• [Requirement]
Count every line below that contains "components", then state the total with no other output.

=====

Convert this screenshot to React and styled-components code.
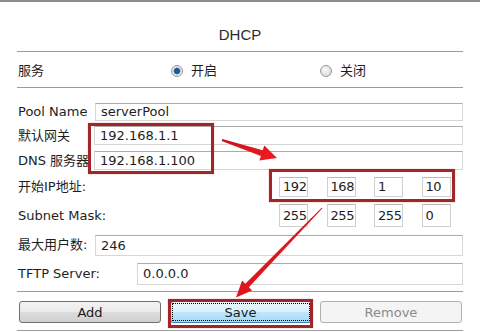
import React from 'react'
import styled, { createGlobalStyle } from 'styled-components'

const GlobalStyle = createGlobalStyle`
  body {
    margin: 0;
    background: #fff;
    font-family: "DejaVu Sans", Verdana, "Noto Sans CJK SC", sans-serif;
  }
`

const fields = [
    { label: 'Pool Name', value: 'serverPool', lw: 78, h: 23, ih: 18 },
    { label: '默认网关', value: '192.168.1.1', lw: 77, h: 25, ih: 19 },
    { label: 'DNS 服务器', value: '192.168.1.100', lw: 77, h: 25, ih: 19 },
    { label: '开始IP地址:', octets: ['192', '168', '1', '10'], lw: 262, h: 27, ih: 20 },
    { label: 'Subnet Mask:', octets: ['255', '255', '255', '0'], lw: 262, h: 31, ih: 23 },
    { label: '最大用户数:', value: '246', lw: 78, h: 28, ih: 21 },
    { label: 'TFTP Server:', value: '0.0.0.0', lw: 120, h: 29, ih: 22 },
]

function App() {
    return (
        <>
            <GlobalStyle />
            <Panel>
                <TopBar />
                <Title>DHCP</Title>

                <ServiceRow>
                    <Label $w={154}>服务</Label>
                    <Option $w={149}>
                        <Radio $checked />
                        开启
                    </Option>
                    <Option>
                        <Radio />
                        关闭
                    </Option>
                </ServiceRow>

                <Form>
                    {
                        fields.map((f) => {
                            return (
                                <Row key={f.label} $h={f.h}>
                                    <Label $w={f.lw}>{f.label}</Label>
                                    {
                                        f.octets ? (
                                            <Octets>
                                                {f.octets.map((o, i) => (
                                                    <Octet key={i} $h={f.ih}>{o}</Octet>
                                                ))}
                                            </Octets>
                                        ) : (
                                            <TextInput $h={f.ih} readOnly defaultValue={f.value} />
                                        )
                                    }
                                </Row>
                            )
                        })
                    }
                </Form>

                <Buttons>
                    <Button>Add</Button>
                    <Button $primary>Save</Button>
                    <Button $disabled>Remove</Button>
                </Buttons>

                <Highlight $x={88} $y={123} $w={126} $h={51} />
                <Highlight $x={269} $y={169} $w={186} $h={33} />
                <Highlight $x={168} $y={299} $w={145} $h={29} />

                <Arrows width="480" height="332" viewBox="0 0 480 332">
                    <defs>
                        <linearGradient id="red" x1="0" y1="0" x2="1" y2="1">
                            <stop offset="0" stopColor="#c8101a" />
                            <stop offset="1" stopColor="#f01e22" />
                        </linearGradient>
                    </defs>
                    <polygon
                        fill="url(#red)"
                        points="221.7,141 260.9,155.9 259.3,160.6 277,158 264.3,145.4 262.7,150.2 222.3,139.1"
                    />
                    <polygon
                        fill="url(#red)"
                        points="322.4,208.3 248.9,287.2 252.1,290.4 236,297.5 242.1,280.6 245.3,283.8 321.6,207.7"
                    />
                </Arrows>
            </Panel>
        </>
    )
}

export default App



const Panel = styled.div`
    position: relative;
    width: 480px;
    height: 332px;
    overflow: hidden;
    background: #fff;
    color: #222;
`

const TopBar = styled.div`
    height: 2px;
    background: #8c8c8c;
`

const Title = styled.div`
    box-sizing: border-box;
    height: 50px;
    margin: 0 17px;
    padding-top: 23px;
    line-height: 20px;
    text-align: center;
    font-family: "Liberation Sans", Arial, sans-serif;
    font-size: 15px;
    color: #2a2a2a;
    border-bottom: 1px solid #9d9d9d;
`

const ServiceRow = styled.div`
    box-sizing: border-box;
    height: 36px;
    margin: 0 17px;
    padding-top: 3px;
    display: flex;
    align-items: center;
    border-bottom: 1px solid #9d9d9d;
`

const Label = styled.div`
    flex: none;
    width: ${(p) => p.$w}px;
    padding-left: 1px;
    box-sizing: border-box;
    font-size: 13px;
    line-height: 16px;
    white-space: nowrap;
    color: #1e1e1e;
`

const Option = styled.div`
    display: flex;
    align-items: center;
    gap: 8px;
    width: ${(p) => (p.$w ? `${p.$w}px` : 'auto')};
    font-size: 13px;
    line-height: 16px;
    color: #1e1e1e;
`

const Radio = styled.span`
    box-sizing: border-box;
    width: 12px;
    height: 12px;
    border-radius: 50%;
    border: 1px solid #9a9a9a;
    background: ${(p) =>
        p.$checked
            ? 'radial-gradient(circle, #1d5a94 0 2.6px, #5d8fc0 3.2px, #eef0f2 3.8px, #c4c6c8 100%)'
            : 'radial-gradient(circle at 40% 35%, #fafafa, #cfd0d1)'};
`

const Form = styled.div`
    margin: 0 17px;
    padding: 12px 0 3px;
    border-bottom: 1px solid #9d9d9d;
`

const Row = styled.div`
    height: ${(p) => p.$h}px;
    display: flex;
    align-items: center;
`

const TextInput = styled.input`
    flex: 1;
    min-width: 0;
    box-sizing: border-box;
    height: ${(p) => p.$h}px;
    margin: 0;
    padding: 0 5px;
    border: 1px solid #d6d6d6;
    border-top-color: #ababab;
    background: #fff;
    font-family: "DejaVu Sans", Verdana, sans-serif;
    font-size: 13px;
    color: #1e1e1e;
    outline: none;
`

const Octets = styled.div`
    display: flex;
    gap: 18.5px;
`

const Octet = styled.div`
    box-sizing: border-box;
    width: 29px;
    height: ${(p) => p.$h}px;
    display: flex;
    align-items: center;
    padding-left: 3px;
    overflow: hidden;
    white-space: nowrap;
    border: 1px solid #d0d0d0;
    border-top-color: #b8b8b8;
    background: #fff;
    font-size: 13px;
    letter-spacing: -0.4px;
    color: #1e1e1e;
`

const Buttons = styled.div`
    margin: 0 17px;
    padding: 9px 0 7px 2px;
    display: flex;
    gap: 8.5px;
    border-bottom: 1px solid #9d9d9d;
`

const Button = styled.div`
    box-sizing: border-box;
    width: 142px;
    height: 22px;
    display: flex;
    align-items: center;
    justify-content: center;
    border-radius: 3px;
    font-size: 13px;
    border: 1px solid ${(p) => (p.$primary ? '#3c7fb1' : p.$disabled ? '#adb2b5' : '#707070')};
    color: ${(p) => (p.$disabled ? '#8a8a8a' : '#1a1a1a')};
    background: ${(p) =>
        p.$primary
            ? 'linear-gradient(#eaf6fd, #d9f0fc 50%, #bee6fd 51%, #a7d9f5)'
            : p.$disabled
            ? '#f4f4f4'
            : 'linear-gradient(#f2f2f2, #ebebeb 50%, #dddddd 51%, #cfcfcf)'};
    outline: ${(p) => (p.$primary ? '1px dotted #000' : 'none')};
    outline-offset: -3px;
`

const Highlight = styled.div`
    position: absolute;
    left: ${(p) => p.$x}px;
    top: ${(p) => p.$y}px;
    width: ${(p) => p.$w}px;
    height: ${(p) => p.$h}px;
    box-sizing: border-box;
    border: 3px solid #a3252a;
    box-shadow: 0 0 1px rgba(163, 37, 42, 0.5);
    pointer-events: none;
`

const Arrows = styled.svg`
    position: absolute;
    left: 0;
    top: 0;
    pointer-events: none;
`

=====

• [Result of the task]
2